I board the next bus out of town, trusting myself to its plastic deity. It is going to Chau Doc, then Rach Gia. Like most others, it is a Russian-made death trap, halfway into its own graveyard. I negotiate my way to the back of the bus, climbing over luggage, crates, and tin tanks of fishsauce. The bus has been gutted and crudely regaffed to double its passenger capacity, the thinly upholstered benches crammed so tight that even small Vietnamese have trouble sitting without knocking their knees. The floor is decked with wooden planks sporting gaps big enough to swallow a boot.
Combing the aisle checking passenger tickets, the bus driver arches an eyebrow at my accent: Viet-kieu, eh? Yes, I tell him. He tows me back to the front of the bus. Sit right here, then, the best seat in the house. No, not there, here right behind me.
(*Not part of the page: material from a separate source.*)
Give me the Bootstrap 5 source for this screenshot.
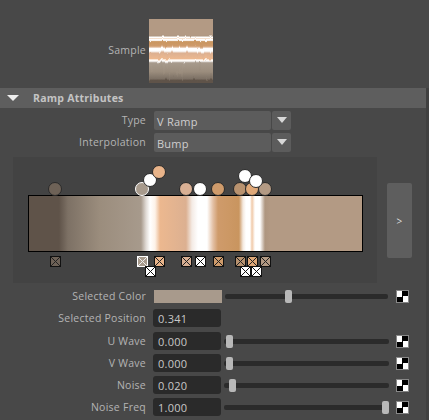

He steers me into the seat and whispers in my ear. You don’t want to sit back there. Too noisy. Sit here, good view for sightseeing and you can stretch your legs. He shows me where to put my legs, right beside his seat, inches from the stick shift. You’re the first Viet-kieu on our bus, he tells me excitedly, grinning around his cigarette, his teeth chewed up and stained like spent spark plugs. Why don’t you rent a car instead? Too expensive, I tell him, this is more fun anyway. He looks at me incredulously then starts mining me for information about the bus business in America.